Third quarter profits for the lender were all-but erased by a top-of-forecast charge
October 31, 2019

António Horta-Osório has been hoping to draw a line under the payment protection insurance scandal ever since he arrived at Lloyds Banking Group (LLOY). Eight years into his tenure – and amid market chatter that he could exit the UK’s largest mortgage provider in the next year – the chief executive swallowed one final £1.8bn provision for the miss-sold products, all but wiping out third quarter profits.

IC TIP: Hold at 56.6p

The final charge, at the top of September’s forecast range, was booked to meet what Mr Horta-Osório termed an “unprecedented level of PPI information requests” in August. In addition to a scrapped buyback programme, the final damage now includes a 40 per cent drop in statutory pre-tax profits and a halving in earnings per share for the year to date. The final claims bill stands at more than half Lloyds’ current market capitalisation.
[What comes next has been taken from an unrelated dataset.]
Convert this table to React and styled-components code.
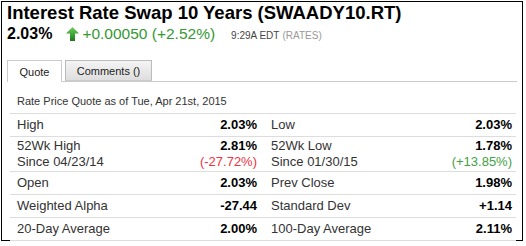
import React from 'react';
import styled, { createGlobalStyle } from 'styled-components';

const GlobalStyle = createGlobalStyle`
    body {
        margin: 0;
        background: #fff;
        font-family: "Liberation Sans", Arial, sans-serif;
    }
`;

const Frame = styled.div`
    box-sizing: border-box;
    width: 522px;
    height: 240px;
    margin: 1px 0 0 1px;
    border: 1px solid #000;
    padding: 0 5px 0 5px;
    background: #fff;
`;

const Title = styled.h1`
    margin: 0;
    font-size: 18.5px;
    line-height: 22px;
    font-weight: bold;
    color: #000;
`;

const PriceLine = styled.div`
    display: flex;
    align-items: baseline;
    margin-top: 1px;
    height: 22px;
`;

const Last = styled.span`
    font-size: 16px;
    font-weight: bold;
    color: #000;
    margin-right: 14px;
`;

const Change = styled.span`
    display: flex;
    align-items: baseline;
    font-size: 15.5px;
    color: #339933;
    margin-right: 16px;

    svg {
        margin-right: 3px;
        align-self: center;
    }
`;

const Stamp = styled.span`
    font-size: 10px;
    color: ${(p) => (p.muted ? '#999' : '#444')};
    margin-right: 3px;
`;

const TabBar = styled.div`
    display: flex;
    gap: 3px;
    margin-top: 13px;
    border-bottom: 1px solid #ccc;
    height: 21px;
`;

const Tab = styled.div`
    box-sizing: border-box;
    width: ${(p) => p.w}px;
    height: ${(p) => (p.active ? 22 : 21)}px;
    border: 1px solid ${(p) => (p.active ? '#ccc' : '#bbb')};
    border-bottom: ${(p) => (p.active ? 'none' : '1px solid #ccc')};
    background: ${(p) => (p.active ? '#fff' : 'linear-gradient(#f4f4f4, #dedede)')};
    font-size: 11px;
    color: #222;
    display: flex;
    align-items: center;
    justify-content: center;
`;

const Table = styled.div`
    margin: 0 1px 0 3px;
`;

const AsOf = styled.div`
    font-size: 11px;
    color: #333;
    padding: 13px 0 5px 7px;
    line-height: 13px;
`;

const Row = styled.div`
    display: grid;
    grid-template-columns: 253px 1fr;
    border-top: 1px solid #ddd;
    padding: 1px 0;
    line-height: ${(p) => (p.double ? 16 : 20)}px;
    font-size: 13px;
`;

const Half = styled.div`
    display: flex;
    justify-content: space-between;
    padding: ${(p) => (p.right ? '0 4px 0 8px' : '0 6px 0 7px')};
`;

const Labels = styled.div`
    display: flex;
    flex-direction: column;
    color: #333;
`;

const Values = styled.div`
    display: flex;
    flex-direction: column;
    align-items: flex-end;
`;

const Value = styled.span`
    font-weight: bold;
    color: #000;
`;

const Delta = styled.span`
    color: ${(p) => (p.up ? '#44a044' : '#ee3344')};
`;

const UpArrow = () => (
    <svg width="13" height="14" viewBox="0 0 13 14">
        <defs>
            <linearGradient id="ga" x1="0" y1="0" x2="0" y2="1">
                <stop offset="0" stopColor="#6fcf5a" />
                <stop offset="1" stopColor="#1d7a1d" />
            </linearGradient>
        </defs>
        <polygon points="6.5,0 13,6.5 9,6.5 9,14 4,14 4,6.5 0,6.5" fill="url(#ga)" />
    </svg>
);

const stats = [
    [{ label: 'High', value: '2.03%' }, { label: 'Low', value: '2.03%' }],
    [
        { label: '52Wk High', value: '2.81%', since: 'Since 04/23/14', delta: '(-27.72%)' },
        { label: '52Wk Low', value: '1.78%', since: 'Since 01/30/15', delta: '(+13.85%)', up: true },
    ],
    [{ label: 'Open', value: '2.03%' }, { label: 'Prev Close', value: '1.98%' }],
    [{ label: 'Weighted Alpha', value: '-27.44' }, { label: 'Standard Dev', value: '+1.14' }],
    [{ label: '20-Day Average', value: '2.00%' }, { label: '100-Day Average', value: '2.11%' }],
];

const StatHalf = ({ item, right }) => (
    <Half right={right}>
        <Labels>
            <span>{item.label}</span>
            {item.since && <span>{item.since}</span>}
        </Labels>
        <Values>
            <Value>{item.value}</Value>
            {item.delta && <Delta up={item.up}>{item.delta}</Delta>}
        </Values>
    </Half>
);

const App = () => (
    <>
        <GlobalStyle />
        <Frame>
            <Title>Interest Rate Swap 10 Years (SWAADY10.RT)</Title>
            <PriceLine>
                <Last>2.03%</Last>
                <Change>
                    <UpArrow />
                    +0.00050 (+2.52%)
                </Change>
                <Stamp>9:29A EDT</Stamp>
                <Stamp muted>(RATES)</Stamp>
            </PriceLine>
            <TabBar>
                <Tab active w={55}>Quote</Tab>
                <Tab w={87}>Comments ()</Tab>
            </TabBar>
            <Table>
                <AsOf>Rate Price Quote as of Tue, Apr 21st, 2015</AsOf>
                {stats.map((row, i) => (
                    <Row key={i} double={!!row[0].since}>
                        <StatHalf item={row[0]} />
                        <StatHalf item={row[1]} right />
                    </Row>
                ))}
                <Row />
            </Table>
        </Frame>
    </>
);

export default App;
Exclude the latest penalty, and the third quarter underlying return on tangible equity was 14.3 per cent – well above peers but 160 basis points down on the same period in 2018, and hampered by a rise in bad loans. Indeed, the asset quality ratio – of impairments to total lending – rose to 33 basis points following “a single large corporate charge”, possibly due to the collapse of client Thomas Cook.

As well as the usual caveats around economic uncertainty, Lloyds also used the update to flag the retirement of group chairman Lord Blackwell at or before the bank’s 2021 annual general meeting. Chief operating officer Juan Colombás will also step down in July 2020, after nine years with the lender.

Full-year consensus forecasts are for earnings of 7.38p per share, and 7.35p in 2020.